Katty Kay,US Special Correspondent
There’s a new front line in Donald Trump’s battle to get elected.
Just minutes after he was found guilty on all 34 felony counts on Thursday, I heard from a person close to the former president who described this moment as a “civil war” within the Republican Party.
The historic nature of Trump’s criminal conviction is being leveraged by his campaign as a sort of roll-call vote to see which politicians will defend the former president and which of them will defend America’s legal system. It appears you can’t do both.
Last night, a weather balloon was sent up.
Larry Hogan, a moderate Republican who is running for an open Senate seat in liberal-leaning Maryland, took to social media to urge all Americans to “respect the verdict and the legal process”.
Within minutes, Chris LaCivita, a top official on Trump’s campaign, posted a crystal-clear reply to Mr Hogan: “You just ended your campaign.” The implication: if you’re not with us on this, you’re politically dead.
I asked a different Republican official who had worked on Trump’s last presidential campaign whether he agreed that this moment was a “civil war” for his party. He dismissed the idea. To him, it seems any war that once existed within his party was won long ago – by Donald Trump.
“Even if you don’t like Trump, he’s better than what we’ve got [in Joe Biden],” he said. “It’s an easy choice.”
And for now, it seems that the vast majority of Republican politicians agree with him – at least in public.
Speaker of the House of Representatives Mike Johnson said that Thursday was “a shameful day in American history” and that Trump’s conviction was “a purely political exercise, not a legal one.” Steve Scalise, another top Republican in Congress, said that America’s legal system was operating like a banana republic. Florida Governor Ron DeSantis compared the process to a “kangaroo court”.
But the fiercest defence of the former president may have come from Florida Senator Marco Rubio – who, back in 2016 when they were rivals for the Republican nomination, was one of Trump’s most vocal critics.
“This is a quintessential show trial,” Rubio said. “This is what you see in communist countries. This is what I grew up having people in the [Cuban exile] community tell me about. It happened in the days after the Castro revolution.”

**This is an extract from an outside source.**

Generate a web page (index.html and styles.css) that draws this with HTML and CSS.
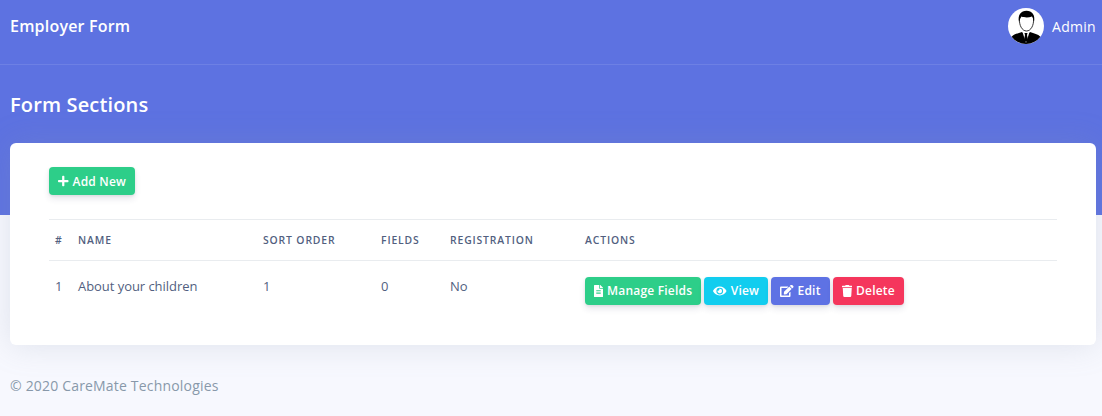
FILE: index.html
```html
<!DOCTYPE html>
<html lang="en">
<head>
  <meta charset="UTF-8" />
  <title>Form Sections</title>
  <link rel="stylesheet" href="styles.css">
</head>
<body>
  <div class="hero">
    <nav class="topbar">
      <span class="brand">Employer Form</span>
      <div class="user">
        <svg class="avatar" viewBox="0 0 36 36">
          <circle cx="18" cy="18" r="18" fill="#fff"/>
          <path d="M3.6 28.800C6 26 10 25.500 14 24l4 3 4-3c4 1.500 8 2 10.400 4.800a18 18 0 0 1-28.800 0z" fill="#000"/>
          <path d="M14.500 24h7L18 35z" fill="#fff"/>
          <path d="M16.500 25h3l-.5 2 1 5-2 2-2-2 1-5z" fill="#000"/>
          <path d="M11.500 11c-.5 6 2.500 12 7 12s7.500-6 7-12" fill="none" stroke="#000" stroke-width=".8"/>
          <path d="M11 14C9.500 7 13 2.800 18.500 2.800S27.500 7 26 14c-.5-2.500-1-4-2-5.500-4 1.500-8 1-10.500 0-1 1.500-2 3.500-2.500 5.500z" fill="#000"/>
        </svg>
        <span class="user-name">Admin</span>
      </div>
    </nav>
    <h1 class="page-title">Form Sections</h1>
  </div>

  <main class="card">
    <a class="btn btn-green add-btn" href="#">
      <svg class="icon" viewBox="0 0 448 512"><path d="M416 208H272V64c0-18-14-32-32-32h-32c-18 0-32 14-32 32v144H32c-18 0-32 14-32 32v32c0 18 14 32 32 32h144v144c0 18 14 32 32 32h32c18 0 32-14 32-32V304h144c18 0 32-14 32-32v-32c0-18-14-32-32-32z"/></svg>
      Add New
    </a>

    <table class="sections">
      <thead>
        <tr>
          <th class="col-num">#</th>
          <th class="col-name">Name</th>
          <th class="col-sort">Sort Order</th>
          <th class="col-fields">Fields</th>
          <th class="col-reg">Registration</th>
          <th>Actions</th>
        </tr>
      </thead>
      <tbody>
        <tr>
          <td>1</td>
          <td>About your children</td>
          <td>1</td>
          <td>0</td>
          <td>No</td>
          <td>
            <div class="actions">
              <a class="btn btn-green" href="#">
                <svg class="icon icon-file" viewBox="0 0 384 512"><path d="M224 136V0H24C11 0 0 11 0 24v464c0 13 11 24 24 24h336c13 0 24-11 24-24V160H248c-13 0-24-11-24-24zm64 236c0 7-5 12-12 12H108c-7 0-12-5-12-12v-8c0-7 5-12 12-12h168c7 0 12 5 12 12zm0-64c0 7-5 12-12 12H108c-7 0-12-5-12-12v-8c0-7 5-12 12-12h168c7 0 12 5 12 12zm0-72v8c0 7-5 12-12 12H108c-7 0-12-5-12-12v-8c0-7 5-12 12-12h168c7 0 12 5 12 12zm96-114v6H256V0h6c6 0 12 3 17 7l98 98c4 5 7 11 7 17z"/></svg>
                Manage Fields
              </a>
              <a class="btn btn-cyan" href="#">
                <svg class="icon icon-wide" viewBox="0 0 576 512"><path fill-rule="evenodd" d="M573 241C519 136 412 64 288 64S57 136 3 241a32 32 0 0 0 0 30c54 105 161 177 285 177s231-72 285-177a32 32 0 0 0 0-30zM288 400a144 144 0 1 1 0-288 144 144 0 0 1 0 288zm0-240a95 95 0 0 0-25 4 48 48 0 0 1-67 67 96 96 0 1 0 92-71z"/></svg>
                View
              </a>
              <a class="btn btn-blue" href="#">
                <svg class="icon icon-wide" viewBox="0 0 576 512"><path d="M403 70l90 90c4 4 4 10 0 14L275 392l-93 10c-12 2-23-9-21-21l10-93L389 70c4-4 10-4 14 0zm162-23l-49-49c-15-15-40-15-55 0l-35 35c-4 4-4 10 0 14l90 90c4 4 10 4 14 0l35-35c15-15 15-40 0-55zM384 346v102H64V128h230c3 0 6-1 8-3l40-40c8-8 2-21-8-21H48C21 64 0 85 0 112v352c0 27 21 48 48 48h352c27 0 48-21 48-48V306c0-11-13-16-21-9l-40 40c-2 2-3 6-3 9z"/></svg>
                Edit
              </a>
              <a class="btn btn-red" href="#">
                <svg class="icon" viewBox="0 0 448 512"><path d="M432 32H312l-9-19A24 24 0 0 0 281 0H167a24 24 0 0 0-22 13l-9 19H16A16 16 0 0 0 0 48v32a16 16 0 0 0 16 16h416a16 16 0 0 0 16-16V48a16 16 0 0 0-16-16zM53 467a48 48 0 0 0 48 45h246a48 48 0 0 0 48-45l21-339H32z"/></svg>
                Delete
              </a>
            </div>
          </td>
        </tr>
      </tbody>
    </table>
  </main>

  <footer class="footer">© 2020 CareMate Technologies</footer>
</body>
</html>
```

FILE: styles.css
```css
* {
  box-sizing: border-box;
}
body {
  margin: 0;
  font-family: "Open Sans", sans-serif;
  background: #f7f8fe;
  color: #525f7f;
}
.hero {
  height: 215px;
  background: #5d72e1;
  color: #fff;
}
.topbar {
  display: flex;
  align-items: center;
  justify-content: space-between;
  height: 65px;
  padding: 0 6px 12px 10px;
  border-bottom: 1px solid rgba(255, 255, 255, 0.1);
}
.brand {
  font-size: 16px;
  font-weight: 600;
  letter-spacing: 0.2px;
  line-height: 1;
}
.user {
  display: flex;
  align-items: center;
  gap: 8px;
}
.avatar {
  width: 36px;
  height: 36px;
}
.user-name {
  font-size: 14px;
  letter-spacing: 0.3px;
}
.page-title {
  margin: 28px 0 0 10px;
  font-size: 20px;
  font-weight: 600;
  letter-spacing: 0.15px;
  line-height: 24px;
}
.card {
  margin: -72px 6px 0 10px;
  padding: 24px 39px 34px;
  background: #fff;
  border-radius: 6px;
  box-shadow: 0 0 32px rgba(136, 152, 170, 0.22);
  position: relative;
}
.btn {
  display: inline-flex;
  align-items: center;
  gap: 4px;
  height: 28px;
  padding: 0 9px;
  border-radius: 4px;
  color: #fff;
  font-size: 12px;
  font-weight: 600;
  letter-spacing: 0.2px;
  text-decoration: none;
  white-space: nowrap;
  box-shadow: 0 4px 6px rgba(50, 50, 93, 0.11), 0 1px 3px rgba(0, 0, 0, 0.08);
}
.btn-green {
  background: #2dce89;
}
.btn-cyan {
  background: #11cdef;
}
.btn-blue {
  background: #5e72e4;
}
.btn-red {
  background: #f5365c;
}
.icon {
  width: 10.500px;
  height: 12px;
  fill: #fff;
  flex: none;
}
.icon-file {
  width: 9px;
}
.icon-wide {
  width: 13.500px;
}
.add-btn {
  margin-bottom: 24px;
}
.sections {
  width: 100%;
  border-collapse: collapse;
  table-layout: fixed;
}
.sections th {
  height: 41px;
  padding: 0 6px;
  border-top: 1px solid #e9ecef;
  border-bottom: 1px solid #e9ecef;
  text-align: left;
  font-size: 10.400px;
  font-weight: 600;
  letter-spacing: 0.85px;
  text-transform: uppercase;
  color: #525f7f;
}
.sections td {
  height: 50px;
  padding: 0 6px;
  font-size: 13px;
  letter-spacing: -0.05px;
  color: #525f7f;
}
.col-num {
  width: 23px;
}
.col-name {
  width: 185px;
}
.col-sort {
  width: 118px;
}
.col-fields {
  width: 69px;
}
.col-reg {
  width: 135px;
}
.actions {
  display: flex;
  gap: 3px;
  padding-top: 10px;
}
.footer {
  padding: 31px 10px 0;
  font-size: 14px;
  letter-spacing: 0.18px;
  color: #8898aa;
}
```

Comparing America’s system of justice – with its independent juries and open trials and rule of law – to that of communist Cuba will stun many Americans. Mr Rubio isn’t just saying that these particular jurors made the wrong call in finding Trump guilty. He is going much further than that. He is making a full-blown denunciation of America’s legal system at large.
But there’s a clear political strategy here. These types of defences align with Trump’s larger belief that many of his issues are not with individuals – whether they be voters or jurors. Instead, he feels that many of the bedrock structures of American government, like its electoral process and its judicial system, its media, its intelligence agencies, are fundamentally and unfairly rigged against him. It’s why, at his rallies, he calls for the “deep state” to be dismantled, to great cheers.
In Trump’s eyes, a claim that America’s legal system is functioning properly is a de facto critique of him – and to criticise him risks alienating both the former president and his sizable base of supporters within the party. It’s a step that many Republican officials are wary of taking.
It’s too early to tell whether this moment could still bubble into a civil war among Republicans or whether Trump’s years-long grip on his party will ultimately stifle any meaningful wave of dissent.
What’s apparent, though, is how ferocious the Trump camp has been in shoring up support.
Throughout Donald Trump’s political career, there have been a handful of scandalous moments where there was a very real risk that he could lose the support of his party: the Access Hollywood tape, his impeachments, his indictments, the FBI raid on his home – the list goes on.
For now, he seems to have avoided losing the most prominent politicians within his party. But the same might not be true for voters.
Earlier this month, an ABC News/IPSOS poll found that one fifth of Donald Trump’s supporters said they would either reconsider or withdraw their support for him if he were convicted of a felony.
In an era when presidential elections are ultimately decided by a few thousand voters in a few swing states, it remains to be seen whether this guilty verdict will ultimately move that dial.